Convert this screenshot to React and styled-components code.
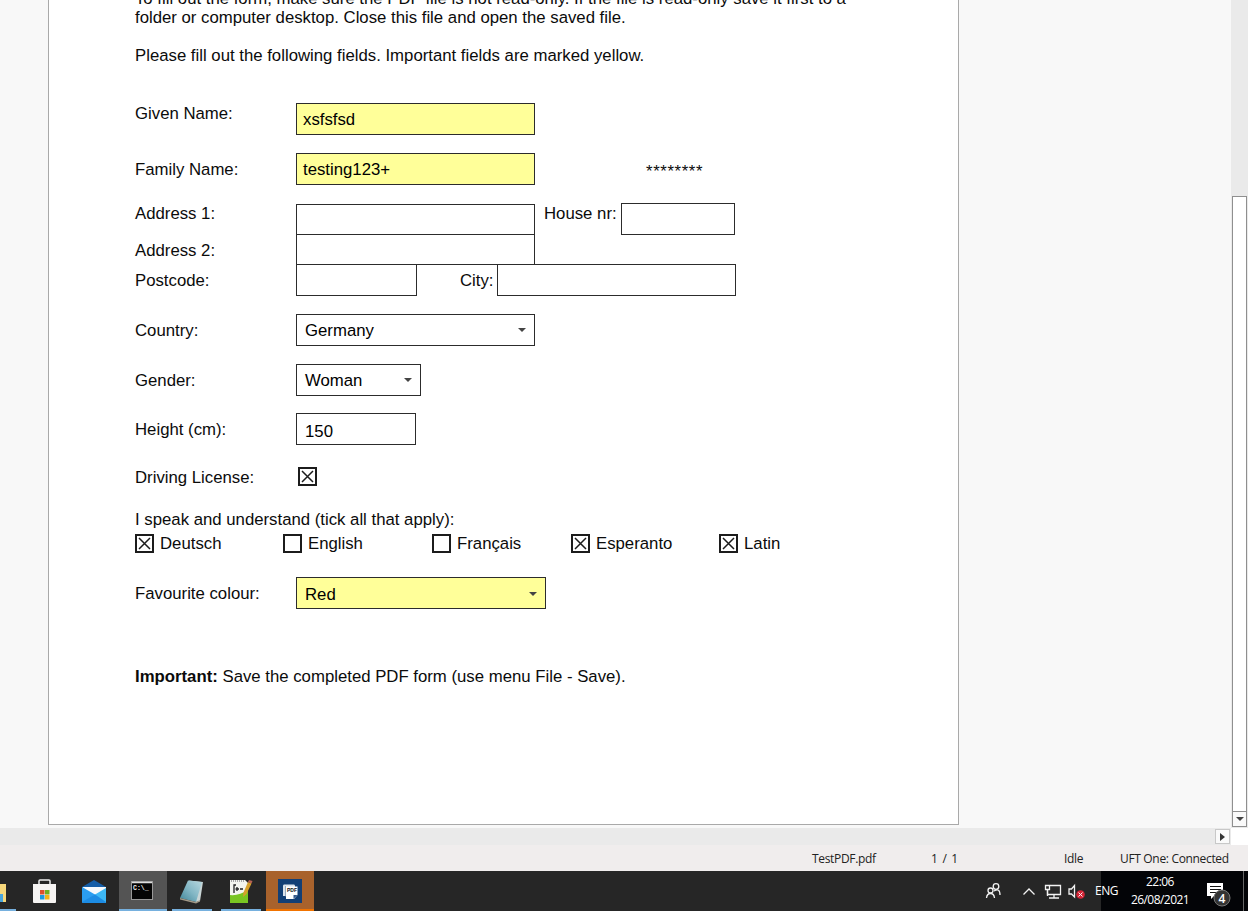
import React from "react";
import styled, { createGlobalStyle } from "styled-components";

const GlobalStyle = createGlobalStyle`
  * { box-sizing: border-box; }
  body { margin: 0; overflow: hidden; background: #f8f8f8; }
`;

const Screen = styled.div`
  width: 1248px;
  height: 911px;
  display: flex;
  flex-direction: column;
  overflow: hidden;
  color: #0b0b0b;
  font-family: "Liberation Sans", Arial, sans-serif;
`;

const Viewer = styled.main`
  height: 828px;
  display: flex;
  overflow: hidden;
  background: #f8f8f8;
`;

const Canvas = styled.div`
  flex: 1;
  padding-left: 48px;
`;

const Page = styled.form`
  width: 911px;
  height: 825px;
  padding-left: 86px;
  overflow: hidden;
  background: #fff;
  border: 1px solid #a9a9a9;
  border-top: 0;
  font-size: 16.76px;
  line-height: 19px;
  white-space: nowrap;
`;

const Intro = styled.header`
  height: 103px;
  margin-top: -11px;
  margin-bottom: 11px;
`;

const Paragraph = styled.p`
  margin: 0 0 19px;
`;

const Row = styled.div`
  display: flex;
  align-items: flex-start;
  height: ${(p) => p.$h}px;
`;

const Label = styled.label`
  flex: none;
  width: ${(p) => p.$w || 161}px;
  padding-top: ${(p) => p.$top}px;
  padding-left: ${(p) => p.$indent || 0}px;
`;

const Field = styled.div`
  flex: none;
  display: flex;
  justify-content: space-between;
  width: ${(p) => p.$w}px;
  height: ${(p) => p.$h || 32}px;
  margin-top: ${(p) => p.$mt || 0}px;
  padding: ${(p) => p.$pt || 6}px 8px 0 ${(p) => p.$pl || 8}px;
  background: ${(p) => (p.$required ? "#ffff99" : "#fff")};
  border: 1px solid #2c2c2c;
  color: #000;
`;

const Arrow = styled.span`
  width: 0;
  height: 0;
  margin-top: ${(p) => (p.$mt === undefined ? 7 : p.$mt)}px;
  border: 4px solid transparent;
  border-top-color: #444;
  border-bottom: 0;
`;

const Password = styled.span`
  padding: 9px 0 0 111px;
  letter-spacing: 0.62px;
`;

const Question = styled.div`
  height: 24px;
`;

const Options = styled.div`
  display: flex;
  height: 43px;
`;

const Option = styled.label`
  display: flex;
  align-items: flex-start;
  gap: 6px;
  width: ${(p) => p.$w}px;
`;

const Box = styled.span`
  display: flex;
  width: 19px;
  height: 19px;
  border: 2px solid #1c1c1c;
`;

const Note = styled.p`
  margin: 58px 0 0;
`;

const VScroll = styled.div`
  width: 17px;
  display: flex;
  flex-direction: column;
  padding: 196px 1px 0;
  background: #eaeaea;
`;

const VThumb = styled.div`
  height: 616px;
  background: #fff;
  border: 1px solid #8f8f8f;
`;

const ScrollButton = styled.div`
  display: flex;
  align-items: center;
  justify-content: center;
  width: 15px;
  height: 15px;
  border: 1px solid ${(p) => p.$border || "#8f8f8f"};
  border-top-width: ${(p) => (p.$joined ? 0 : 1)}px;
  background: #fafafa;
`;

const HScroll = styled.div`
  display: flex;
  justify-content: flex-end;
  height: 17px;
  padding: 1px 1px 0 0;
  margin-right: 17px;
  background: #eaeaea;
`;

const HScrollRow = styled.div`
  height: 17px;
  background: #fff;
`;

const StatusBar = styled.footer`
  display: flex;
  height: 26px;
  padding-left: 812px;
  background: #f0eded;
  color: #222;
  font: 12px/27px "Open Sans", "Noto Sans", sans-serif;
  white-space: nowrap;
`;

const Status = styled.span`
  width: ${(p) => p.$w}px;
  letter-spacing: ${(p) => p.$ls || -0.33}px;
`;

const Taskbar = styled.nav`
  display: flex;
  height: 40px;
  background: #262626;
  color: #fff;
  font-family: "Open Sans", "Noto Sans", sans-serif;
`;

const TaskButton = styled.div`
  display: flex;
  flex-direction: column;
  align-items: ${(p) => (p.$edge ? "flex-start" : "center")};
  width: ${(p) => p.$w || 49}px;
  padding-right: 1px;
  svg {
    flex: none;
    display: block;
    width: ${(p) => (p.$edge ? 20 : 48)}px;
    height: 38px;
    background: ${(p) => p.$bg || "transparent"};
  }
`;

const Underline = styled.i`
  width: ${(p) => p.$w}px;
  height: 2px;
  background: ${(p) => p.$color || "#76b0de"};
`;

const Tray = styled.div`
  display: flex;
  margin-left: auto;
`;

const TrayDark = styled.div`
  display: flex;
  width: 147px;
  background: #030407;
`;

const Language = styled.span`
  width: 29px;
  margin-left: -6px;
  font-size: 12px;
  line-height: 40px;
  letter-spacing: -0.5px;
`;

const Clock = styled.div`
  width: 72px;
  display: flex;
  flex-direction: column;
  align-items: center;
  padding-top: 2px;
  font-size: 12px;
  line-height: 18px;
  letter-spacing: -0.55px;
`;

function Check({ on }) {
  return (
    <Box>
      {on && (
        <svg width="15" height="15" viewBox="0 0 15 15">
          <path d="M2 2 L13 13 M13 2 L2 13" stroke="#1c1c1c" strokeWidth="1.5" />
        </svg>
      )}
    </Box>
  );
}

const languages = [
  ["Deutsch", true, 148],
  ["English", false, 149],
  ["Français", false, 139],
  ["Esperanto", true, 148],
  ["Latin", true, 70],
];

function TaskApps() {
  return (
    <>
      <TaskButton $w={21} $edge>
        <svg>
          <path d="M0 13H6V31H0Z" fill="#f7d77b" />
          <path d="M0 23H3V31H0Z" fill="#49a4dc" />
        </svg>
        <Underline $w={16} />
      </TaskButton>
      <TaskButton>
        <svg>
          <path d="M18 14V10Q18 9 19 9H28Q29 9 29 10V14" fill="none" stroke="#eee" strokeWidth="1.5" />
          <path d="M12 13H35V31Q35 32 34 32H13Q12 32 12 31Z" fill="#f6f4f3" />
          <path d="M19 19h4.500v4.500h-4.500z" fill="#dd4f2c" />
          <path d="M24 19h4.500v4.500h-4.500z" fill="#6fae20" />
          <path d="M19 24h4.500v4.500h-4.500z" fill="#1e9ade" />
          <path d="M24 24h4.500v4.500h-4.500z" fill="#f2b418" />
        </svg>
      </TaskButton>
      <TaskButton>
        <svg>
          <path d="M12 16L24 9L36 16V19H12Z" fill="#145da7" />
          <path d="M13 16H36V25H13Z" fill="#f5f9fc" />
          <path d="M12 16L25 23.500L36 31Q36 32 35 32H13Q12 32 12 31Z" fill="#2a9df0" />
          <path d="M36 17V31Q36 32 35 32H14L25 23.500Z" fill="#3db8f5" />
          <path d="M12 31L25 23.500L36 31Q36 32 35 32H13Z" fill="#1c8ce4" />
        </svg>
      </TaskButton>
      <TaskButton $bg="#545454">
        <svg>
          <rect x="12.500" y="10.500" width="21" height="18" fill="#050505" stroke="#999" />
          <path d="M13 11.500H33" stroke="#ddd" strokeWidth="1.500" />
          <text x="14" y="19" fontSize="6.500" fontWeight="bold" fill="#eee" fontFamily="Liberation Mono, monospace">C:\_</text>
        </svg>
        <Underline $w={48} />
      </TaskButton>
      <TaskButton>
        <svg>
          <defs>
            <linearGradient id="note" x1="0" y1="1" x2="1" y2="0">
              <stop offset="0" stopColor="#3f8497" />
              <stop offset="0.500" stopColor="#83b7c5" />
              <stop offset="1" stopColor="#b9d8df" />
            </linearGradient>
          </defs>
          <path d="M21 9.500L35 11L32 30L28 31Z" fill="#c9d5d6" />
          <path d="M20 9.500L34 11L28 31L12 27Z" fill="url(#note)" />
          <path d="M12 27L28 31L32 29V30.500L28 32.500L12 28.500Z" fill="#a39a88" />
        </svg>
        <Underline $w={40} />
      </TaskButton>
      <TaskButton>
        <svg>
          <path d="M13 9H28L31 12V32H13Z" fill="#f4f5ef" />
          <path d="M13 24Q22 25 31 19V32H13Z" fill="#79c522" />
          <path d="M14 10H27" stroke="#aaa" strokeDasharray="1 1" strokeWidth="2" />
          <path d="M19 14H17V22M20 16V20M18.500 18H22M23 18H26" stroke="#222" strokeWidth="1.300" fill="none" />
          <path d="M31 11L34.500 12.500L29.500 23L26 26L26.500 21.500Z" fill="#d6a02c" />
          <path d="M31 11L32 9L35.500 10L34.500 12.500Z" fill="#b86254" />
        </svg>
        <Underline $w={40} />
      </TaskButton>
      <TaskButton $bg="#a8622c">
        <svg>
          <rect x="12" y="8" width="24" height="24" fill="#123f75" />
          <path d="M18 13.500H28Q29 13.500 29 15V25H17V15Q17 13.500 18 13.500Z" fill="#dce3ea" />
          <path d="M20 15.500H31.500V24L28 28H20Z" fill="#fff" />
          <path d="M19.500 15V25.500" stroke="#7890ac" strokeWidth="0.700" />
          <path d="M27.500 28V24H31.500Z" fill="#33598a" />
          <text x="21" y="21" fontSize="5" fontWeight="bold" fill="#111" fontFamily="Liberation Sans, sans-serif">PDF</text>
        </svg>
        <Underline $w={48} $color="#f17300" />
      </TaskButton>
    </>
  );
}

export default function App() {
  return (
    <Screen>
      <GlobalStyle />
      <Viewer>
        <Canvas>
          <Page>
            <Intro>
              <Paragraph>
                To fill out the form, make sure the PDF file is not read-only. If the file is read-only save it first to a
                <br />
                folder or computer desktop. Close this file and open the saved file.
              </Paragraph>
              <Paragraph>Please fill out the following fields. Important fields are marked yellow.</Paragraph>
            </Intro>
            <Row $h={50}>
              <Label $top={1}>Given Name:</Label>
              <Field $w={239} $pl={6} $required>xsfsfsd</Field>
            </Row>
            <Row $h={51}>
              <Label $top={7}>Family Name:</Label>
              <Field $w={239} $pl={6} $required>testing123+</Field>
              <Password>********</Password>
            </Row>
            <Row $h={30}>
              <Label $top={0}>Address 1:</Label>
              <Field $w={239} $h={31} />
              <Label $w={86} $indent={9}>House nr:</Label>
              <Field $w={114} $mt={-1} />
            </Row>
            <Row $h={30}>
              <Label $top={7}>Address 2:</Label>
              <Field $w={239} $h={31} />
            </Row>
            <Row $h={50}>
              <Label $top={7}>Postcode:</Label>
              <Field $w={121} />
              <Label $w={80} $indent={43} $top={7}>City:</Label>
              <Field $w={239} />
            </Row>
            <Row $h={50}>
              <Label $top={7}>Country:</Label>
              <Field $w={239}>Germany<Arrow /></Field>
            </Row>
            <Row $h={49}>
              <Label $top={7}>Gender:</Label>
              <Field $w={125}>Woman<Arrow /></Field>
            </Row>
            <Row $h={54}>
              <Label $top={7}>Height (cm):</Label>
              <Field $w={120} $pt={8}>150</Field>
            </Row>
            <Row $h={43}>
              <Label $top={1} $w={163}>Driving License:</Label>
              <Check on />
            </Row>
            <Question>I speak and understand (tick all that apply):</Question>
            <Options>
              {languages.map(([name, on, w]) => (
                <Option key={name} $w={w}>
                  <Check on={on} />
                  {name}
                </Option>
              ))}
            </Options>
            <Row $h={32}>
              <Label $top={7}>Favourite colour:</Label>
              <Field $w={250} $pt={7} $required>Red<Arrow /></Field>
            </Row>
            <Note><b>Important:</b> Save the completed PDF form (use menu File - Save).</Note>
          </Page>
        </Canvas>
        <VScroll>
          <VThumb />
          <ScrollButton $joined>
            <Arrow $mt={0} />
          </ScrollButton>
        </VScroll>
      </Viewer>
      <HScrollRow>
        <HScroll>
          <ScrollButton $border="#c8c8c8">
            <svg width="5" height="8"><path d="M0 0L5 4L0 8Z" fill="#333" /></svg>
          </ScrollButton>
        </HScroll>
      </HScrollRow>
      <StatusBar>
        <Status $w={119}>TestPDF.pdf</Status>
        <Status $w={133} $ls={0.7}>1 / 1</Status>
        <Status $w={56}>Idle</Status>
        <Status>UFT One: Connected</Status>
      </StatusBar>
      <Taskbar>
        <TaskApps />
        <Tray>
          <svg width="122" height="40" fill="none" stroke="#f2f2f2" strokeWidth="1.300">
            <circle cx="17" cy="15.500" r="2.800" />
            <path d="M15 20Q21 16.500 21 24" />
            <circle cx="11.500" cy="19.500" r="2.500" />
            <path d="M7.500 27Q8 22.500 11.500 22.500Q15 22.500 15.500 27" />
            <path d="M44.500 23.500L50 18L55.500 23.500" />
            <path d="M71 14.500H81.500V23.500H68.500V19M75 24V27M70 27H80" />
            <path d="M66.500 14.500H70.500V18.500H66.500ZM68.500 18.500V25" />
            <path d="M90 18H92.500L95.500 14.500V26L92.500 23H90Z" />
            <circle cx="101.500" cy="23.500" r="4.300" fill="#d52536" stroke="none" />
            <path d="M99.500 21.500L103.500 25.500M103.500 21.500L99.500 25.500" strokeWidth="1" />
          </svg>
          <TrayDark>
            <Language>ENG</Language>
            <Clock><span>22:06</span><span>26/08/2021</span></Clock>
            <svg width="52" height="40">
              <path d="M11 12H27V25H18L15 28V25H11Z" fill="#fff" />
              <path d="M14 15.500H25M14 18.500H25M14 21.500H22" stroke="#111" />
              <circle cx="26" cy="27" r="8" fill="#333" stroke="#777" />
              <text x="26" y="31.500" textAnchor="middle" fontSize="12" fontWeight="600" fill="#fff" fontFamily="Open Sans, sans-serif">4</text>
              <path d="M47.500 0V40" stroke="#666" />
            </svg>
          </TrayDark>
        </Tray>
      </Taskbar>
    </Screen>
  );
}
************
Copy each line containing the word "components" from the data.

- Task response
Convert this screenshot to React and styled-components code.
import styled, { createGlobalStyle } from "styled-components";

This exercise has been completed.